**** Data segment

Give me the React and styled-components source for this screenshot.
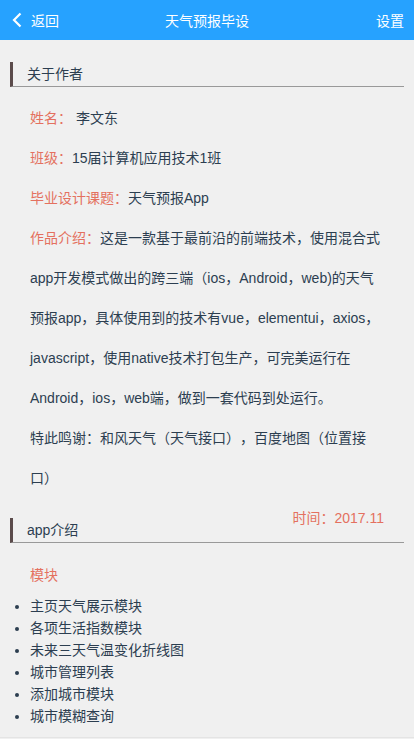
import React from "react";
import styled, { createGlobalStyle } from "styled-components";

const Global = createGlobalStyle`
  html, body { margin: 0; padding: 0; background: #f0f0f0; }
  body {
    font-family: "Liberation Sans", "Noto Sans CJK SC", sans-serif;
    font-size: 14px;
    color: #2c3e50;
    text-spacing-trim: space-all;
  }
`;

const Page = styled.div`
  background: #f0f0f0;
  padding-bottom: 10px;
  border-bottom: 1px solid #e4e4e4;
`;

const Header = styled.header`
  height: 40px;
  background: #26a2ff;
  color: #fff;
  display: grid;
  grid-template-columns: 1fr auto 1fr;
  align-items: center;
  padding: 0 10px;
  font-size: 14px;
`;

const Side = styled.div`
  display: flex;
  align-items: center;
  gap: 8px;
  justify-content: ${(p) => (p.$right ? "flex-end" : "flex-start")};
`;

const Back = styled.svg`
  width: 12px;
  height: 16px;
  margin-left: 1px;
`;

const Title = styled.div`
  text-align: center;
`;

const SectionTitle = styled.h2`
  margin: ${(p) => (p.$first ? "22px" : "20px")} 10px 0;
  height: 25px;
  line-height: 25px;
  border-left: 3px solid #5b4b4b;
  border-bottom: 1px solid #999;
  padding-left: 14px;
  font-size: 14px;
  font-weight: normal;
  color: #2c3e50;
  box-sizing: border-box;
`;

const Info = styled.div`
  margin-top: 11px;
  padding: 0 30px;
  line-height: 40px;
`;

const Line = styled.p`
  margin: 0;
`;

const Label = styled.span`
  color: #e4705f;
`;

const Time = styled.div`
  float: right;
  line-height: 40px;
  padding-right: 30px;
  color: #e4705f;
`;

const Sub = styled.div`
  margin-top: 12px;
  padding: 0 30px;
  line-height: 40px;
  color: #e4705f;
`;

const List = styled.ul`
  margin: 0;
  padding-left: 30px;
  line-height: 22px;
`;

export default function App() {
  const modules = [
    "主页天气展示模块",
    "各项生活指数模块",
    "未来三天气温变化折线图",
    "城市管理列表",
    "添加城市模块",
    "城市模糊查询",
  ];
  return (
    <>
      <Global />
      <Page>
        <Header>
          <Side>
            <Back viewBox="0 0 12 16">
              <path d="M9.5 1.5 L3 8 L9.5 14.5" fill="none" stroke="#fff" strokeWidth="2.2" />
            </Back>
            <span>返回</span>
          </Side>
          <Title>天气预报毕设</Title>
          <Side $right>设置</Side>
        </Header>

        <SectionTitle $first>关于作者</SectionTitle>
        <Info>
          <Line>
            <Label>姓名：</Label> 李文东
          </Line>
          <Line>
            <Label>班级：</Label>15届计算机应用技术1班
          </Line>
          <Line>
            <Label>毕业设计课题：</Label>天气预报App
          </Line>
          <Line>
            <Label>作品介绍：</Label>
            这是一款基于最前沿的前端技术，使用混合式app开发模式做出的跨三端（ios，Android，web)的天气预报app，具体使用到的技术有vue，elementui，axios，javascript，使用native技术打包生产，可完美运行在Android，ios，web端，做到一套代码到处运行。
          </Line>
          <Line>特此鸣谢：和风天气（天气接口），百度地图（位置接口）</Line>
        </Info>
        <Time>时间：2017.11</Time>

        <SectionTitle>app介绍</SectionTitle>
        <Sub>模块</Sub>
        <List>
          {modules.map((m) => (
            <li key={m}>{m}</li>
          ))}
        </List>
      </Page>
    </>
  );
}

********

What you should do — All of the material above should be reproduced exactly, except the pictures.

Response to the exercise —
Give me the React and styled-components source for this screenshot.
import React from "react";
import styled, { createGlobalStyle } from "styled-components";

const Global = createGlobalStyle`
  html, body { margin: 0; padding: 0; background: #f0f0f0; }
  body {
    font-family: "Liberation Sans", "Noto Sans CJK SC", sans-serif;
    font-size: 14px;
    color: #2c3e50;
    text-spacing-trim: space-all;
  }
`;

const Page = styled.div`
  background: #f0f0f0;
  padding-bottom: 10px;
  border-bottom: 1px solid #e4e4e4;
`;

const Header = styled.header`
  height: 40px;
  background: #26a2ff;
  color: #fff;
  display: grid;
  grid-template-columns: 1fr auto 1fr;
  align-items: center;
  padding: 0 10px;
  font-size: 14px;
`;

const Side = styled.div`
  display: flex;
  align-items: center;
  gap: 8px;
  justify-content: ${(p) => (p.$right ? "flex-end" : "flex-start")};
`;

const Back = styled.svg`
  width: 12px;
  height: 16px;
  margin-left: 1px;
`;

const Title = styled.div`
  text-align: center;
`;

const SectionTitle = styled.h2`
  margin: ${(p) => (p.$first ? "22px" : "20px")} 10px 0;
  height: 25px;
  line-height: 25px;
  border-left: 3px solid #5b4b4b;
  border-bottom: 1px solid #999;
  padding-left: 14px;
  font-size: 14px;
  font-weight: normal;
  color: #2c3e50;
  box-sizing: border-box;
`;

const Info = styled.div`
  margin-top: 11px;
  padding: 0 30px;
  line-height: 40px;
`;

const Line = styled.p`
  margin: 0;
`;

const Label = styled.span`
  color: #e4705f;
`;

const Time = styled.div`
  float: right;
  line-height: 40px;
  padding-right: 30px;
  color: #e4705f;
`;

const Sub = styled.div`
  margin-top: 12px;
  padding: 0 30px;
  line-height: 40px;
  color: #e4705f;
`;

const List = styled.ul`
  margin: 0;
  padding-left: 30px;
  line-height: 22px;
`;

export default function App() {
  const modules = [
    "主页天气展示模块",
    "各项生活指数模块",
    "未来三天气温变化折线图",
    "城市管理列表",
    "添加城市模块",
    "城市模糊查询",
  ];
  return (
    <>
      <Global />
      <Page>
        <Header>
          <Side>
            <Back viewBox="0 0 12 16">
              <path d="M9.5 1.5 L3 8 L9.5 14.5" fill="none" stroke="#fff" strokeWidth="2.2" />
            </Back>
            <span>返回</span>
          </Side>
          <Title>天气预报毕设</Title>
          <Side $right>设置</Side>
        </Header>

        <SectionTitle $first>关于作者</SectionTitle>
        <Info>
          <Line>
            <Label>姓名：</Label> 李文东
          </Line>
          <Line>
            <Label>班级：</Label>15届计算机应用技术1班
          </Line>
          <Line>
            <Label>毕业设计课题：</Label>天气预报App
          </Line>
          <Line>
            <Label>作品介绍：</Label>
            这是一款基于最前沿的前端技术，使用混合式app开发模式做出的跨三端（ios，Android，web)的天气预报app，具体使用到的技术有vue，elementui，axios，javascript，使用native技术打包生产，可完美运行在Android，ios，web端，做到一套代码到处运行。
          </Line>
          <Line>特此鸣谢：和风天气（天气接口），百度地图（位置接口）</Line>
        </Info>
        <Time>时间：2017.11</Time>

        <SectionTitle>app介绍</SectionTitle>
        <Sub>模块</Sub>
        <List>
          {modules.map((m) => (
            <li key={m}>{m}</li>
          ))}
        </List>
      </Page>
    </>
  );
}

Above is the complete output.